Our publisher, Steve Rowland, refuses to put our paper on the Internet – he says that will kill the business and we will be giving away the news for free. He could be right, but lots of people out in this farm country don’t have access to the Internet at home, so they would still rely on a traditional newspaper delivered to their front door every Wednesday. In many ways I agree with Steve. Why bother going on the internet? Well, what about those people living in Salem, or Idaho, or Washington, who grew up in Monroe or Harrisburg and would like to read some local news? How convenient for them to read it online.

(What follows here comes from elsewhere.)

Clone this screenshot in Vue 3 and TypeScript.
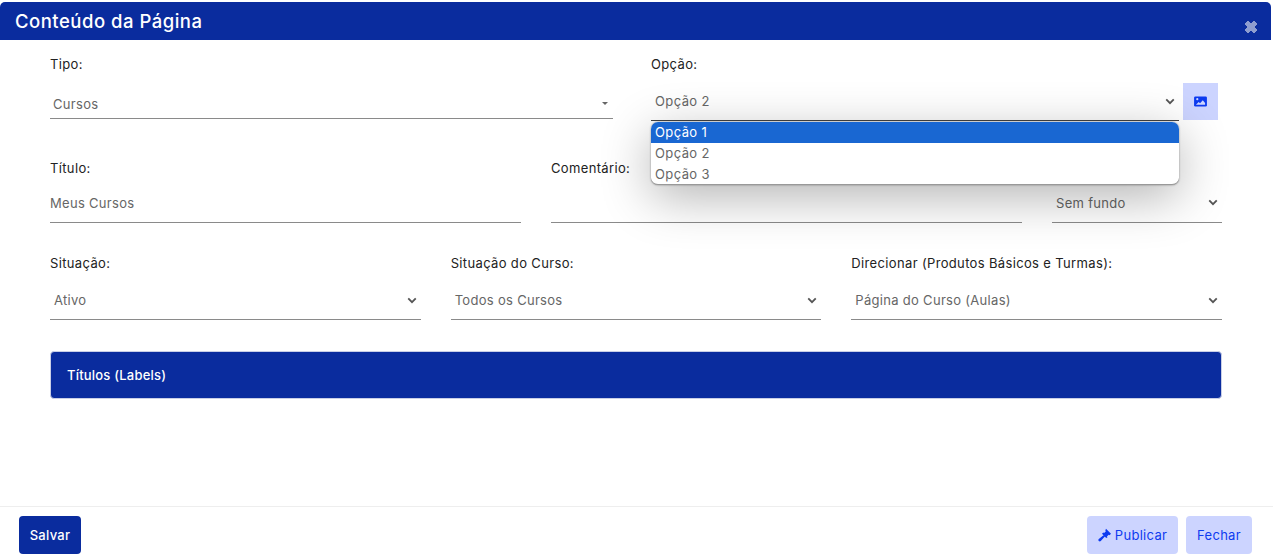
<script setup lang="ts">
const options: string[] = ['Opção 1', 'Opção 2', 'Opção 3']
const situacoes: string[][] = [
  ['Situação:', 'Ativo'],
  ['Situação do Curso:', 'Todos os Cursos'],
  ['Direcionar (Produtos Básicos e Turmas):', 'Página do Curso (Aulas)'],
]
</script>

<template>
  <div class="page">
    <header class="head">
      <h1>Conteúdo da Página</h1>
      <svg class="close" viewBox="0 0 14 14" width="14" height="14"><path d="M1 4 4 1l3 3 3-3 3 3-3 3 3 3-3 3-3-3-3 3-3-3 3-3z" fill="#8e9dcf" stroke="#8e9dcf" stroke-width="1" stroke-linejoin="round"/></svg>
    </header>

    <main class="body">
      <div class="row r1">
        <div class="field tipo">
          <label>Tipo:</label>
          <div class="ctl tipo-ctl"><span>Cursos</span><i class="caret"></i></div>
        </div>
        <div class="field opcao">
          <label>Opção:</label>
          <div class="opcao-line">
            <div class="ctl opcao-ctl">
              <span>Opção 2</span>
              <svg class="chev" viewBox="0 0 12 8" width="10" height="7"><path d="M1.5 1.5 6 6l4.500-4.500" fill="none" stroke="#555" stroke-width="2.200"/></svg>
              <ul class="menu">
                <li v-for="(o, i) in options" :key="o" :class="{ on: i === 0 }">{{ o }}</li>
              </ul>
            </div>
            <button class="img-btn" type="button">
              <svg viewBox="0 0 14 12" width="13" height="11"><rect width="14" height="11" y=".5" rx="1.500" fill="#0d3bf0"/><circle cx="3.500" cy="3.500" r="1.200" fill="#cdd5ff"/><path d="M2 9.500 5 6.500l1.500 1.500L9.500 4.500 12 7.500v2z" fill="#cdd5ff"/></svg>
            </button>
          </div>
        </div>
      </div>

      <div class="row r2">
        <div class="field grow">
          <label>Título:</label>
          <div class="ctl"><span>Meus Cursos</span></div>
        </div>
        <div class="field grow">
          <label>Comentário:</label>
          <div class="ctl"></div>
        </div>
        <div class="field fundo">
          <label>&nbsp;</label>
          <div class="ctl pad">
            <span>Sem fundo</span>
            <svg class="chev" viewBox="0 0 12 8" width="10" height="7"><path d="M1.5 1.5 6 6l4.500-4.500" fill="none" stroke="#555" stroke-width="2.200"/></svg>
          </div>
        </div>
      </div>

      <div class="row r3">
        <div class="field grow" v-for="f in situacoes" :key="f[0]">
          <label>{{ f[0] }}</label>
          <div class="ctl pad">
            <span>{{ f[1] }}</span>
            <svg class="chev" viewBox="0 0 12 8" width="10" height="7"><path d="M1.5 1.5 6 6l4.500-4.500" fill="none" stroke="#555" stroke-width="2.200"/></svg>
          </div>
        </div>
      </div>

      <section class="panel">Títulos (Labels)</section>
    </main>

    <footer class="foot">
      <button class="btn primary" type="button">Salvar</button>
      <div class="right">
        <button class="btn soft pub" type="button">
          <svg viewBox="0 0 14 14" width="14" height="14"><path d="M8 .8l5 5-1.500 1.500-.8-.6-1.800 1.800.6.800L8.200 10 4 5.800l1.300-1.300.8.600 1.800-1.800-.6-.8zM5.500 7.200l1.300 1.300-4 4.500c-.6.600-1.400.600-2 0s-.6-1.300 0-1.900z" fill="#0d3bf0"/></svg>
          Publicar
        </button>
        <button class="btn soft fech" type="button">Fechar</button>
      </div>
    </footer>
  </div>
</template>

<style>
html, body { margin: 0; background: #fff; }
</style>

<style scoped>
.page {
  width: 1273px;
  height: 560px;
  display: flex;
  flex-direction: column;
  box-sizing: border-box;
  padding-top: 2px;
  font-family: "Inter", "Liberation Sans", sans-serif;
  font-size: 13px;
  color: #212529;
  overflow: hidden;
}
.head {
  height: 38px;
  flex: none;
  background: #0a2c9e;
  border-radius: 5px 5px 0 0;
  display: flex;
  align-items: flex-start;
  justify-content: space-between;
  padding: 0 15px;
  margin-right: 2px;
  box-sizing: border-box;
}
.head h1 {
  margin: 0;
  font-size: 18.500px;
  line-height: 38px;
  font-weight: 500;
  color: #fff;
  letter-spacing: .5px;
}
.close { margin: 18px -2px 0 0; }
.body {
  flex: 1;
  padding: 0 51px 0 50px;
  min-height: 0;
}
.row { display: flex; }
.field { display: flex; flex-direction: column; min-width: 0; }
.field label {
  font-size: 13px;
  line-height: 20px;
  color: #222;
  display: block;
  letter-spacing: .35px;
}
.r1 { padding-top: 14px; height: 118px; box-sizing: border-box; }
.tipo { width: 563px; margin-right: 38px; }
.opcao { width: 567px; }
.ctl {
  box-sizing: border-box;
  display: flex;
  align-items: center;
  justify-content: space-between;
  border-bottom: 1px solid #8a8a8a;
  color: #666;
  font-size: 13px;
  letter-spacing: .3px;
}
.tipo-ctl { height: 35px; margin-top: 10px; padding: 5px 5px 0 3px; }
.caret {
  width: 0;
  height: 0;
  border-left: 3px solid transparent;
  border-right: 3px solid transparent;
  border-top: 3px solid #666;
}
.opcao-line { display: flex; align-items: flex-start; gap: 4px; margin-top: 9px; }
.opcao-ctl {
  position: relative;
  width: 528px;
  height: 38px;
  padding: 0 4px 1px 4px;
  border-bottom-color: #444;
  letter-spacing: .4px;
  z-index: 2;
}
.chev { flex: none; }
.img-btn {
  width: 35px;
  height: 37px;
  border: 0;
  padding: 0;
  background: #ccd4ff;
  display: flex;
  align-items: center;
  justify-content: center;
}
.menu {
  position: absolute;
  left: 0;
  top: 39px;
  width: 528px;
  height: 63px;
  margin: 0;
  padding: 0;
  list-style: none;
  background: #fff;
  border-radius: 7px;
  overflow: hidden;
  box-sizing: border-box;
  border-bottom: 1px solid #999;
  box-shadow: 0 12px 50px rgba(0, 0, 0, .3), 0 0 2px rgba(0, 0, 0, .45);
}
.menu li {
  height: 21px;
  line-height: 20px;
  padding-left: 4px;
  color: #666;
  font-size: 13px;
}
.menu li.on { background: #1967d2; color: #fff; }
.r2 { gap: 30px; height: 95px; }
.grow { flex: 1 1 0; }
.fundo { width: 170px; flex: none; }
.pad { padding-left: 4px; padding-right: 4px; }
.r2 .ctl { height: 45px; padding-top: 8px; padding-bottom: 3px; }
.r3 { gap: 30px; height: 98px; }
.r3 .ctl { height: 47px; padding-top: 11px; padding-bottom: 3px; }
.panel {
  box-sizing: border-box;
  height: 48px;
  background: #0a2c9e;
  border: 1px solid #c9cfe6;
  border-radius: 4px;
  color: #fff;
  font-size: 13px;
  font-weight: 500;
  line-height: 46px;
  padding-left: 16px;
  letter-spacing: .2px;
}
.foot {
  flex: none;
  height: 54px;
  box-sizing: border-box;
  border-top: 1px solid #eee;
  padding: 9px 21px 7px 19px;
  display: flex;
  justify-content: space-between;
  align-items: flex-start;
}
.right { display: flex; gap: 8px; }
.btn {
  height: 38px;
  border: 0;
  border-radius: 4px;
  font-family: inherit;
  font-size: 13px;
  padding: 0;
  display: inline-flex;
  align-items: center;
  justify-content: center;
  gap: 3px;
  letter-spacing: .3px;
}
.primary { width: 62px; background: #0a2c9e; color: #fff; font-weight: 500; }
.soft { background: #ccd4ff; color: #0d3bf0; font-weight: 400; }
.pub { width: 91px; }
.fech { width: 66px; }
</style>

I guess the point I am trying to make is that the Internet has a purpose when it comes to journalism and I am only recently starting to see it. Where before I used to think reading through a computer screen would distance the writer from the readers, I learned from the readings this week how a blog actually brings them closer. They can ask questions, leave comments and have a conversation – something hardly doable with a print newspaper unless you write a letter to the editor. And even then, you aren’t getting to talk to the writer directly. Blogs can zero in on niche reporting in ways newspapers can’t. The people who care about that subject, area or topic of interest are the ones who will read your blog. As a writer, I know the people interested in what I’m doing are the ones I want reading my work.
I’m slightly embarrassed that I’m a senior in college and I have never kept a blog. I have resisted the change just like many dying newspapers. Now, by keeping a blog I can focus on the news I am interested in, facilitate conversations with my readers and do what’s most important to me: write.